── RECORDS SHOWN ──
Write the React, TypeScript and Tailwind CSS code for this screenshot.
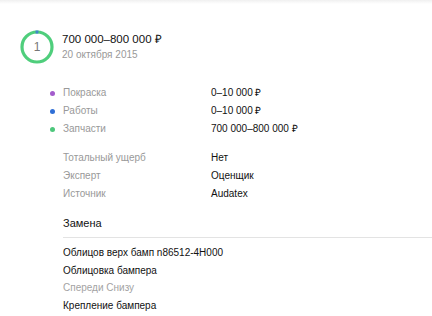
const costs = [
  { label: "Покраска", value: "0–10 000 ₽", dot: "bg-[#a35ccc]" },
  { label: "Работы", value: "0–10 000 ₽", dot: "bg-[#2f6fd6]" },
  { label: "Запчасти", value: "700 000–800 000 ₽", dot: "bg-[#4dc77c]" },
];

const info = [
  { label: "Тотальный ущерб", value: "Нет" },
  { label: "Эксперт", value: "Оценщик" },
  { label: "Источник", value: "Audatex" },
];

function Ring() {
  return (
    <svg width="34" height="34" viewBox="0 0 34 34" className="shrink-0">
      <circle cx="17" cy="17" r="15" fill="none" stroke="#4fce7c" strokeWidth="3.2" />
      <path d="M15.6 2.06 A15 15 0 0 1 18.4 2.06" fill="none" stroke="#3f86c8" strokeWidth="3.2" />
      <text x="17" y="21" textAnchor="middle" fontSize="12" fill="#777" fontFamily="Liberation Sans, Arial, sans-serif">
        1
      </text>
    </svg>
  );
}

export default function App() {
  return (
    <div className="w-[432px] h-[316px] overflow-hidden bg-white font-['Liberation_Sans',Arial,sans-serif]">
      <div className="h-[4px] bg-gradient-to-b from-[#f0f0f0] to-white" />

      <div className="flex pl-[20px] pt-[26px]">
        <Ring />
        <div className="ml-[8px] pt-[1px]">
          <div className="text-[11.5px] leading-[16px] text-[#111]">700 000–800 000 ₽</div>
          <div className="text-[10px] leading-[16px] text-[#999]">20 октября 2015</div>
        </div>
      </div>

      <div className="pl-[63px] pt-[20px]">
        {costs.map((c) => (
          <div key={c.label} className="grid grid-cols-[148px_1fr] text-[10px] leading-[18px] relative">
            <span className={`absolute left-[-13px] top-[7px] w-[5px] h-[5px] rounded-full ${c.dot}`} />
            <span className="text-[#999]">{c.label}</span>
            <span className="text-[#111]">{c.value}</span>
          </div>
        ))}

        <div className="mt-[11px]">
          {info.map((r) => (
            <div key={r.label} className="grid grid-cols-[148px_1fr] text-[10px] leading-[18px]">
              <span className="text-[#999]">{r.label}</span>
              <span className="text-[#111]">{r.value}</span>
            </div>
          ))}
        </div>

        <div className="mt-[10px] pb-[4px] border-b border-[#e3e3e3] text-[11px] leading-[20px] text-[#111]">
          Замена
        </div>

        <div className="pt-[6px] text-[10px] leading-[17.5px] text-[#111]">
          <div>Облицов верх бамп n86512-4H000</div>
          <div>Облицовка бампера</div>
          <div className="text-[#a3a3a3]">Спереди Снизу</div>
          <div>Крепление бампера</div>
        </div>
      </div>
    </div>
  );
}
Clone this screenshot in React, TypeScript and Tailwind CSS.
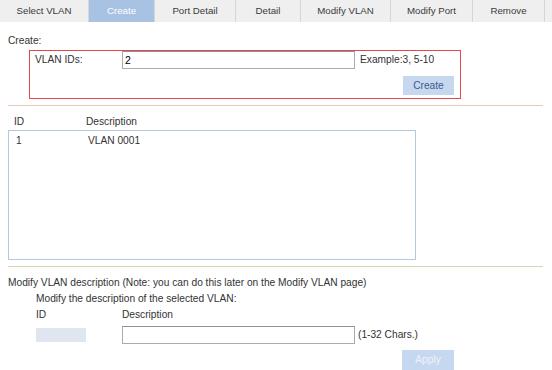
import React from "react";

const tabs = [
  { label: "Select VLAN", w: 88 },
  { label: "Create", w: 65, active: true },
  { label: "Port Detail", w: 80 },
  { label: "Detail", w: 64 },
  { label: "Modify VLAN", w: 89 },
  { label: "Modify Port", w: 81 },
  { label: "Remove", w: 71 },
];

export default function App() {
  return (
    <div
      className="w-[552px] h-[370px] overflow-hidden bg-white text-[10.2px] text-[#333333] leading-[14px]"
      style={{ fontFamily: '"Liberation Sans", Arial, sans-serif' }}
    >
      {/* Tab bar */}
      <div className="flex h-[22px] bg-[#efefef]">
        {tabs.map((t) => (
          <div key={t.label} className="flex">
            <div
              className={
                t.active
                  ? "flex items-center justify-center h-[22px] bg-[#a8c2e4] text-white text-[9.7px]"
                  : "flex items-center justify-center h-[22px] bg-[#efefef] text-[#3a3a3a] text-[9.7px]"
              }
              style={{ width: t.w }}
            >
              {t.label}
            </div>
            <div className="w-[1px] h-[22px] bg-[#d6d6d6]" />
          </div>
        ))}
        <div className="flex-1 bg-[#efefef]" />
      </div>

      {/* Create section */}
      <div className="pl-[8px] mt-[12px] h-[14px]">Create:</div>
      <div className="ml-[29px] mt-[2px] w-[432px] h-[49px] border border-[#e2474c]">
        <div className="flex items-center h-[18px]">
          <div className="w-[92px] pl-[5px]">VLAN IDs:</div>
          <div className="w-[233px] h-[18px] border border-[#a5acb5] border-t-[#8c939c] bg-white pl-[2px] flex items-center text-[10.5px] text-black">
            2
          </div>
          <div className="ml-[5px]">Example:3, 5-10</div>
        </div>
        <div className="flex justify-end pr-[6px] mt-[7px]">
          <div className="w-[51px] h-[19px] bg-[#c6d8f0] text-[#3b5b8f] flex items-center justify-center">
            Create
          </div>
        </div>
      </div>

      <div className="ml-[8px] mt-[6px] w-[535px] h-[1px] bg-[#e9c9b4]" />

      {/* List */}
      <div className="flex mt-[9px] h-[14px]">
        <div className="w-[86px] pl-[14px]">ID</div>
        <div>Description</div>
      </div>
      <div className="ml-[8px] mt-[1px] w-[408px] h-[130px] border border-[#b4c8de] bg-white">
        <div className="flex mt-[3px] h-[14px]">
          <div className="w-[79px] pl-[7px]">1</div>
          <div>VLAN 0001</div>
        </div>
      </div>

      <div className="ml-[8px] mt-[6px] w-[535px] h-[1px] bg-[#d3d6b3]" />

      {/* Modify description */}
      <div className="pl-[8px] mt-[9px] h-[14px]">
        Modify VLAN description (Note: you can do this later on the Modify VLAN page)
      </div>
      <div className="pl-[36px] mt-[2px] h-[14px]">
        Modify the description of the selected VLAN:
      </div>
      <div className="flex mt-[2px] h-[14px]">
        <div className="w-[122px] pl-[36px]">ID</div>
        <div>Description</div>
      </div>
      <div className="flex items-start mt-[4px] h-[18px]">
        <div className="ml-[36px] mt-[2px] w-[50px] h-[14px] bg-[#dfe6f0]" />
        <div className="ml-[36px] w-[233px] h-[18px] border border-[#a5acb5] border-t-[#8c939c] bg-white" />
        <div className="ml-[3px] mt-[2px]">(1-32 Chars.)</div>
      </div>
      <div className="flex mt-[6px]">
        <div className="ml-[402px] w-[52px] h-[20px] bg-[#c6d8f0] text-[#eef3fa] flex items-center justify-center">
          Apply
        </div>
      </div>
    </div>
  );
}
───
» YOUR INSTRUCTIONS: Identify each line containing the string "this" and copy it out.

» THE OUTPUT:
Write the React, TypeScript and Tailwind CSS code for this screenshot.
Clone this screenshot in React, TypeScript and Tailwind CSS.
        Modify VLAN description (Note: you can do this later on the Modify VLAN page)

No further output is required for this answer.